Adams is blessed with far more funds than his predecessors, spending $17 million this year compared with $6 million during the previous three years. He’s also dispatched civil affairs teams to hamlets in the countryside to live alongside the locals.
“Out in the outlying districts, we’ve got CA (civil affairs) living with the Afghans because that’s the first rule of counterinsurgency. And it’s worked,” Adams says.
“Now six out of 10 [roadside bombs] are reported to us by the people. Sixty percent is significant. We win when they call us and say we have three trucks of Taliban rolling in.”
Yet there are still challenges, such as when a contingent of local cops commandeered the recently completed $64 million Khost University from the faculty, and the governor had to intervene to boot the officers off campus. Or the recent assassination attempt against the governor.
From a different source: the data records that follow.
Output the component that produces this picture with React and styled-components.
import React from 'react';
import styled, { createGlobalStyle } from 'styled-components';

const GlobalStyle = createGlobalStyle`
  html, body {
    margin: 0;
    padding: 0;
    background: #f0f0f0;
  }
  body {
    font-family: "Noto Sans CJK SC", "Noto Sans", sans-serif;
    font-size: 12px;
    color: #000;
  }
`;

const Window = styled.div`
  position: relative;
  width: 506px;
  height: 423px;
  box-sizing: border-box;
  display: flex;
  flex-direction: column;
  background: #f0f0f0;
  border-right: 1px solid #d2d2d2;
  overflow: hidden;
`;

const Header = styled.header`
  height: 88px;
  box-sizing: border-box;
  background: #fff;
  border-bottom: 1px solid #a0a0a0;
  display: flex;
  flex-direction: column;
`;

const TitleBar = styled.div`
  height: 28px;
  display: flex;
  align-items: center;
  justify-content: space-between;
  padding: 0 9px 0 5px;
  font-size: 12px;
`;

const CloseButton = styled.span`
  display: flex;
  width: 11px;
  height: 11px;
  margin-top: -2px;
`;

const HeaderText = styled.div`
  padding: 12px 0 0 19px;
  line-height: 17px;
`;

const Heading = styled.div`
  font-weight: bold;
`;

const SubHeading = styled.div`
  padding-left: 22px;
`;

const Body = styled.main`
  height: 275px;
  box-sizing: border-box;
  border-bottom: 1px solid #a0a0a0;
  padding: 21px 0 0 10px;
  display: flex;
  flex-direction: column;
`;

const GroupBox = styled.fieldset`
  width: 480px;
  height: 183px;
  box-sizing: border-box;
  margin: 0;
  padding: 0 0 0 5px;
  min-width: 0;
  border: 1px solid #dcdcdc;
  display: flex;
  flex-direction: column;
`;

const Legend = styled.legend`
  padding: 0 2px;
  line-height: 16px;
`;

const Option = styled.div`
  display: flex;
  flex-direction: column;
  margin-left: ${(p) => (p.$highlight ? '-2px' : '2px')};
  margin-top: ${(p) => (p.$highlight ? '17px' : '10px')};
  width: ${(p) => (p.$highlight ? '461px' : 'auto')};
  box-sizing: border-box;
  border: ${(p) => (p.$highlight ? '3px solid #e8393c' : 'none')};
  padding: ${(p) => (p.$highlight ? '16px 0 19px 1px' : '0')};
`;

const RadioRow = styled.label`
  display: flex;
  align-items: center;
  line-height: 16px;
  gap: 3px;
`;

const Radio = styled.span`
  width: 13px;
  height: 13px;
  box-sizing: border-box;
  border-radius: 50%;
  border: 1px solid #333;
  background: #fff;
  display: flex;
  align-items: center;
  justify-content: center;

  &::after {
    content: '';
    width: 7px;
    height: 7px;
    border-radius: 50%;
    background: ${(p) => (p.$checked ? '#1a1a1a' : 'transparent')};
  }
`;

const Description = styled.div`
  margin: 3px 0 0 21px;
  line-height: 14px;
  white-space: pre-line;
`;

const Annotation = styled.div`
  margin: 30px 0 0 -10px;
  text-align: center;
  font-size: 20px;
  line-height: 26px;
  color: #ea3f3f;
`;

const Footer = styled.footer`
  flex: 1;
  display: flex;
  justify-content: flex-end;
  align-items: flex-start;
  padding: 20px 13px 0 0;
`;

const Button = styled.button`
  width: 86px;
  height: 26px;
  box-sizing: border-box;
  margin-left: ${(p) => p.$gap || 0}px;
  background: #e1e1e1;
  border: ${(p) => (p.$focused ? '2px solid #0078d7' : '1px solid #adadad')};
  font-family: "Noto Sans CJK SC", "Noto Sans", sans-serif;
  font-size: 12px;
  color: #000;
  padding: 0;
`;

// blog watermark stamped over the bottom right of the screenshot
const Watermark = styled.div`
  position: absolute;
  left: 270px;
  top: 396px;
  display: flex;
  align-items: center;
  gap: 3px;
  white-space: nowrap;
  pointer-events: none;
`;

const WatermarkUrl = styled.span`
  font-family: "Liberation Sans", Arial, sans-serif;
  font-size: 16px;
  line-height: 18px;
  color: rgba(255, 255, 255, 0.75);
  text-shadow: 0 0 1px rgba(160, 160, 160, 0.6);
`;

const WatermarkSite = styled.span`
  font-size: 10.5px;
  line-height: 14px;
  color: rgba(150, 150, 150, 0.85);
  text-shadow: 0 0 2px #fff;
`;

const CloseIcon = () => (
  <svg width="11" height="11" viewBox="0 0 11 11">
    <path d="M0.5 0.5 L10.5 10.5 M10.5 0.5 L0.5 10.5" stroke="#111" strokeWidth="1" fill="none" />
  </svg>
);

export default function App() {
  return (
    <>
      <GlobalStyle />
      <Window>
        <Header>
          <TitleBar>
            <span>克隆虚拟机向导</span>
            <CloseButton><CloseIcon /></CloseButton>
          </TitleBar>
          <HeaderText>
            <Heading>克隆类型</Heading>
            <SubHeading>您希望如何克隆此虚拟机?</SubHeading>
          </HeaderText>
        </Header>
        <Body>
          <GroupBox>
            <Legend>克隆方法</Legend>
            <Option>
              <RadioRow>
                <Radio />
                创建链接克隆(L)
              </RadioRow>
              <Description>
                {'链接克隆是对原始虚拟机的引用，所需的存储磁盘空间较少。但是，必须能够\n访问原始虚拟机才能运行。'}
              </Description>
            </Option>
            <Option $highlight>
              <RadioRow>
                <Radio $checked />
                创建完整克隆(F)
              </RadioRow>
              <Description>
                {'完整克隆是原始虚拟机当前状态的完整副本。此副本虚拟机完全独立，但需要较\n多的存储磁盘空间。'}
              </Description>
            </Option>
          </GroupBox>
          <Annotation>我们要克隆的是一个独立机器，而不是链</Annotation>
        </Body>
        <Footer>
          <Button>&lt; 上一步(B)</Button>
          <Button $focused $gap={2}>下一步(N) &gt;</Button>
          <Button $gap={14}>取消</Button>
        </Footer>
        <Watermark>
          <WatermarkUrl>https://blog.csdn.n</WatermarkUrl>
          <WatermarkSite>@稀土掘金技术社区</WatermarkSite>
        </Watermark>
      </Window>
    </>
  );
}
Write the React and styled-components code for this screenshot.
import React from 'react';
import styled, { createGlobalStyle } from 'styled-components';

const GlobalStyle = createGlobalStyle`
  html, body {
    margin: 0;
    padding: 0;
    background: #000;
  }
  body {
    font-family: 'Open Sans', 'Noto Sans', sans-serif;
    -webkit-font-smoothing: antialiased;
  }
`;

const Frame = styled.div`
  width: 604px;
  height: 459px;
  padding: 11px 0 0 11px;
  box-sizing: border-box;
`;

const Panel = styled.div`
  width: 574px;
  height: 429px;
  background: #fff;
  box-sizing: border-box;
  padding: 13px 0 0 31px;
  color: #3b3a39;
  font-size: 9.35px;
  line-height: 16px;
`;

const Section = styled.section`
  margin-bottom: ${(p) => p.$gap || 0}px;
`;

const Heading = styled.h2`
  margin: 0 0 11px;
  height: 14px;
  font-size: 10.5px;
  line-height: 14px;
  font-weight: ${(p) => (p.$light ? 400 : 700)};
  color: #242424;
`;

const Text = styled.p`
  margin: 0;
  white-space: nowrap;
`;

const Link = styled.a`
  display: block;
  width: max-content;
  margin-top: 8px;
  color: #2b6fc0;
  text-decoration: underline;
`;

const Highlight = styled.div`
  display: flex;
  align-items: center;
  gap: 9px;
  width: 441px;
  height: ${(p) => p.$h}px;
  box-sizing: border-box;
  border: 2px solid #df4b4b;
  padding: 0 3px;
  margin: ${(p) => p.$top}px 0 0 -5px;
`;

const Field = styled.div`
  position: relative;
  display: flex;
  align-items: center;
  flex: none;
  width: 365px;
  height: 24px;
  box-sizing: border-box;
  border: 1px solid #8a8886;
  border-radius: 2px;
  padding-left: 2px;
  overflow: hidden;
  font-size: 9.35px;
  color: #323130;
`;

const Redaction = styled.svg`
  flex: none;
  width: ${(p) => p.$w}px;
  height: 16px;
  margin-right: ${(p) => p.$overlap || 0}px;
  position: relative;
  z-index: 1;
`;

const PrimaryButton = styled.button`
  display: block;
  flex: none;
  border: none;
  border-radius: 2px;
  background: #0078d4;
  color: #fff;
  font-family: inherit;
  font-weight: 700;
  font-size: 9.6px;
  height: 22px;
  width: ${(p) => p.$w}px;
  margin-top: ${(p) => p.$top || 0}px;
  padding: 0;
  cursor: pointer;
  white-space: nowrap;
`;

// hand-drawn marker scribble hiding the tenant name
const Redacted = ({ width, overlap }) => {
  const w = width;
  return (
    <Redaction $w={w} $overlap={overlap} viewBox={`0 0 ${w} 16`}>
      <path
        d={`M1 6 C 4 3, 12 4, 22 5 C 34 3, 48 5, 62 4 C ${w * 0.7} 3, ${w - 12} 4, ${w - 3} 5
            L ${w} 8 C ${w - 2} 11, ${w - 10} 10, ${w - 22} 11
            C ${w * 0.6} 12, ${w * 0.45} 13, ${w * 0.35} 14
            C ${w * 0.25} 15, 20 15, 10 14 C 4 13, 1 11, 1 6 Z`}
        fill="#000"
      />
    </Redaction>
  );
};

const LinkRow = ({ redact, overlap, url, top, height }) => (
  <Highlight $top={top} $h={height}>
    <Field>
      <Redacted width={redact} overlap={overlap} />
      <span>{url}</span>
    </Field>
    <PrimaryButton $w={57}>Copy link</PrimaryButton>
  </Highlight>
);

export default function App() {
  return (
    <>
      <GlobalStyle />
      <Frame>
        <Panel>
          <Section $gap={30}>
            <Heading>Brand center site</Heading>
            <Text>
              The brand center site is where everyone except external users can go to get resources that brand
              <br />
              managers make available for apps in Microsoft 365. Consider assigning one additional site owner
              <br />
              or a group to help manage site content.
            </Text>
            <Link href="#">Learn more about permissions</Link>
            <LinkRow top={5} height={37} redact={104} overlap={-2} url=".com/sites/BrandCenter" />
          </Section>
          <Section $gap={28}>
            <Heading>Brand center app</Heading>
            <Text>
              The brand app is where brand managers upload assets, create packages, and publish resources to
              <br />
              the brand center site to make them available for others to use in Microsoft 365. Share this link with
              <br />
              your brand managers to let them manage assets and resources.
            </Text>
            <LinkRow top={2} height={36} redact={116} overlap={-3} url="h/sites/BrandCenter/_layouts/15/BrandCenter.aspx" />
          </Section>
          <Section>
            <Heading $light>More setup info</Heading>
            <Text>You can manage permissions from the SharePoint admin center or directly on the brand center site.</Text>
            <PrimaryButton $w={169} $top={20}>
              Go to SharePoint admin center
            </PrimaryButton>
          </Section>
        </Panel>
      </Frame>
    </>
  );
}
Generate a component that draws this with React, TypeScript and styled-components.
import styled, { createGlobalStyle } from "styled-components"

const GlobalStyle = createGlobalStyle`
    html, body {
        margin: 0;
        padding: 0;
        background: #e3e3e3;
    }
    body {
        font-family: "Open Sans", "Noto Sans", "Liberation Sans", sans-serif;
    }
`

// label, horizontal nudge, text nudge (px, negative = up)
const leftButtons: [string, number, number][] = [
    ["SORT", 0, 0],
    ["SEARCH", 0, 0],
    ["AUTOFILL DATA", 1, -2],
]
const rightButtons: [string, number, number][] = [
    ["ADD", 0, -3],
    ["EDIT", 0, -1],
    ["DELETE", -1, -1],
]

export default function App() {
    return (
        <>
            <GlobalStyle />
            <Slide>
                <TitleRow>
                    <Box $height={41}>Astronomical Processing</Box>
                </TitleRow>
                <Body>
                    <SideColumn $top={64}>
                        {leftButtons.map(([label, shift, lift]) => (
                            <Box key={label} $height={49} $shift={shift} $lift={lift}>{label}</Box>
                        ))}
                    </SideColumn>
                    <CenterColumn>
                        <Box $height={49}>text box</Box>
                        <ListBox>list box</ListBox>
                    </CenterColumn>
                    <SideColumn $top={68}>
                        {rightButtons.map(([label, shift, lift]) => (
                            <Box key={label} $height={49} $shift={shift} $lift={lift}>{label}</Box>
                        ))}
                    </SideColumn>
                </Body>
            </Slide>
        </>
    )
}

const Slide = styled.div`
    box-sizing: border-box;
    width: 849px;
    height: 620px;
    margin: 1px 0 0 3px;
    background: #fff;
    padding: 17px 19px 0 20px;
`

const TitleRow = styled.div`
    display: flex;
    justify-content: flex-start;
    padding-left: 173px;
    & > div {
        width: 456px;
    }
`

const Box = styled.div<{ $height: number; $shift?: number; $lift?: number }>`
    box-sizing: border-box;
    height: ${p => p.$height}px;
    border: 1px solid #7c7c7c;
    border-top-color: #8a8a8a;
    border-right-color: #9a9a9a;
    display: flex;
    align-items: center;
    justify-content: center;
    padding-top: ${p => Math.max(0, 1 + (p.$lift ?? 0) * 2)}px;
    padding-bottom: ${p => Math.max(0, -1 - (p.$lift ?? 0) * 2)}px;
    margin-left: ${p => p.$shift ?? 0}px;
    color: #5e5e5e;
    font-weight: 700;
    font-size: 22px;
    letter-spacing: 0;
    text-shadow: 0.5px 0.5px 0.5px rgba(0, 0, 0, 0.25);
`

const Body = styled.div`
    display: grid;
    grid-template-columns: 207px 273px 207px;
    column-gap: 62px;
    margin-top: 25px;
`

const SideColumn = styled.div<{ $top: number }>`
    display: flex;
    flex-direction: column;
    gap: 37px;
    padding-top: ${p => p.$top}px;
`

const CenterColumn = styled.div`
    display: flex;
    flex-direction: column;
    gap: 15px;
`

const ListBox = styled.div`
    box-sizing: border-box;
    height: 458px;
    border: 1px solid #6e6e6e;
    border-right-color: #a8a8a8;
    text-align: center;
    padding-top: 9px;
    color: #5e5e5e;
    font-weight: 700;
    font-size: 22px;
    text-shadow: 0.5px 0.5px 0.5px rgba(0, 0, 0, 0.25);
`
But suicide bombings have dropped from one a week to one a month in the past year, thanks mainly to locals who have turned against the Taliban. Adams attributes that to cooperation forged by projects like community centers, schools and wells.
But he says there’s no time to grow complacent.
“I do worry that we will be a victim of our own success, that the Taliban will reconstitute and come at us hard this fall,” he says.
“But it won’t be easy here. The people are tired of war, and the Taliban offer nothing but fear and intimidation. We offer hope.”